Bakmasını ve görmesini bilenler için 30 Mart’ı 31 Mart’a bağlayan geceyarısının ‘balkon manzarası’, duruma ve geleceğe ilişkin birçok ipucu veriyordu.
Tayyip Erdoğan, yanında aile efradıyla birlikte. Müslüman Kardeşler’in işaretini yaparak balkona çıktı. Erdoğan yönetimindeki Türkiye’nin ‘dış politika felsefesi’nin ne olacağı, Türkiye’nin ne kadar ‘dar eksen’de dış politika yapacağını o işaret ilan ediyordu. O işaretle balkona çıkmak, ülkenin içinden ziyade, televizyon ekranındaki ‘zafer anı’nı kaydedecek ‘dış dünya’ya bir ‘muzaffer lider’in bir meydan okumasıydı.

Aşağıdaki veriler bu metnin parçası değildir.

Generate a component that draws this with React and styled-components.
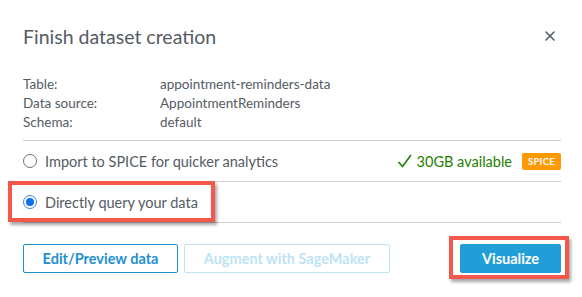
import styled, { createGlobalStyle } from 'styled-components';

const GlobalStyle = createGlobalStyle`
  html, body {
    margin: 0;
    padding: 0;
    background: #fff;
  }
  body {
    font-family: Lato, 'Liberation Sans', sans-serif;
    color: #545b64;
  }
`;

const Modal = styled.div`
  width: 582px;
  height: 297px;
  box-sizing: border-box;
  padding: 0 21px 0 23px;
`;

const Header = styled.div`
  height: 74px;
  display: flex;
  align-items: center;
  justify-content: space-between;
  padding-bottom: 2px;
  box-sizing: border-box;
`;

const Title = styled.h2`
  margin: 0;
  font-size: 19.5px;
  font-weight: 400;
  color: #545b64;
`;

const Close = styled.button`
  border: 0;
  background: none;
  padding: 0;
  margin-right: 5px;
  width: 12px;
  height: 12px;
  display: flex;
  cursor: pointer;
`;

const Info = styled.dl`
  margin: 0 0 9px;
  display: grid;
  grid-template-columns: 137px 1fr;
  grid-auto-rows: 19px;
  align-items: center;
  font-size: 13.5px;
  color: #545b64;

  dt, dd {
    margin: 0;
  }
`;

const Options = styled.div`
  display: flex;
  flex-direction: column;
  border-bottom: 1px solid #cfcfcf;
`;

const OptionRow = styled.label`
  position: relative;
  height: 40px;
  display: flex;
  align-items: center;
  border-top: 1px solid #cfcfcf;
  font-size: 14.5px;
  color: #545b64;
`;

const Radio = styled.span`
  width: 14px;
  height: 14px;
  margin-left: 0;
  margin-right: 8px;
  border-radius: 50%;
  box-sizing: border-box;
  border: 1px solid ${(p) => (p.checked ? '#3b82e8' : '#707070')};
  background: #fff;
  display: flex;
  align-items: center;
  justify-content: center;

  &::after {
    content: '';
    width: 8px;
    height: 8px;
    border-radius: 50%;
    background: ${(p) => (p.checked ? '#0b6ff2' : 'transparent')};
  }
`;

const Available = styled.span`
  margin-left: auto;
  display: flex;
  align-items: center;
  gap: 4px;
  color: #1d8102;
  font-size: 14.5px;
`;

const Badge = styled.span`
  margin-left: 10px;
  height: 17px;
  width: 39px;
  border-radius: 2px;
  background: #ff9900;
  color: #fff;
  font-size: 9.5px;
  font-weight: 700;
  letter-spacing: 0.3px;
  display: flex;
  align-items: center;
  justify-content: center;
`;

const Highlight = styled.span`
  position: absolute;
  left: ${(p) => p.left}px;
  right: ${(p) => p.right}px;
  top: ${(p) => p.top}px;
  bottom: ${(p) => p.bottom}px;
  border: 4px solid #f4584a;
  box-shadow: 2px 3px 3px rgba(0, 0, 0, 0.35);
  pointer-events: none;
`;

const Footer = styled.div`
  margin-top: 21px;
  display: flex;
  align-items: center;
  gap: 6px;
`;

const Button = styled.button`
  position: relative;
  height: 29px;
  padding: 0;
  width: ${(p) => p.width}px;
  border-radius: 2px;
  font-family: inherit;
  font-size: 14.5px;
  font-weight: 700;
  border: 1px solid ${(p) => (p.primary ? '#219ed8' : p.disabled ? '#bde3f5' : '#1f8fd1')};
  background: ${(p) => (p.primary ? '#219ed8' : '#fff')};
  color: ${(p) => (p.primary ? '#fff' : p.disabled ? '#bde3f5' : '#1f8fd1')};
  margin-left: ${(p) => (p.primary ? 'auto' : '0')};
  cursor: ${(p) => (p.disabled ? 'default' : 'pointer')};
`;

export default function App() {
  return (
    <>
      <GlobalStyle />
      <Modal>
        <Header>
          <Title>Finish dataset creation</Title>
          <Close aria-label="Close">
            <svg width="12" height="12" viewBox="0 0 12 12">
              <path d="M2 2 L10 10 M10 2 L2 10" stroke="#545b64" strokeWidth="1.6" strokeLinecap="round" />
            </svg>
          </Close>
        </Header>

        <Info>
          <dt>Table:</dt>
          <dd>appointment-reminders-data</dd>
          <dt>Data source:</dt>
          <dd>AppointmentReminders</dd>
          <dt>Schema:</dt>
          <dd>default</dd>
        </Info>

        <Options>
          <OptionRow>
            <Radio />
            Import to SPICE for quicker analytics
            <Available>
              <svg width="16" height="16" viewBox="0 0 16 16">
                <path d="M1.5 9 L5.5 13.5 L14 2" fill="none" stroke="#1d8102" strokeWidth="1.6" />
              </svg>
              30GB available
            </Available>
            <Badge>SPICE</Badge>
          </OptionRow>
          <OptionRow>
            <Radio checked />
            Directly query your data
            <Highlight left={-15} right={346} top={-1} bottom={0} />
          </OptionRow>
        </Options>

        <Footer>
          <Button width={155}>Edit/Preview data</Button>
          <Button width={206} disabled>Augment with SageMaker</Button>
          <Button width={101} primary>
            Visualize
            <Highlight left={-12} right={-9} top={-9} bottom={-7} />
          </Button>
        </Footer>
      </Modal>
    </>
  );
}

İkinci ‘mesaj’ yanına aldıkları idi. Evet, bir ‘hanedan’ sunumu vardı ama belki daha da önemlisi, aile fertlerinin yanı sıra balkona dizilen eski bakanlar ve bazı işadamlarının, tapeler ve yolsuzluk soruşturmasında isimleri ortalıkta dolaşanlardan oluşmuş olmalarıydı.
Şayet bu 30 Mart gecesinin ‘zafer sarhoşluğu’nu yansıtarak kamuoyuna bir ‘meydan okuma’ değilse, 30 Mart sonrasında çıkacağı ‘yolculuk’ta yanında kimlerin, ne nitelikteki insanların görüleceğinin ipuçlarını veriyordu.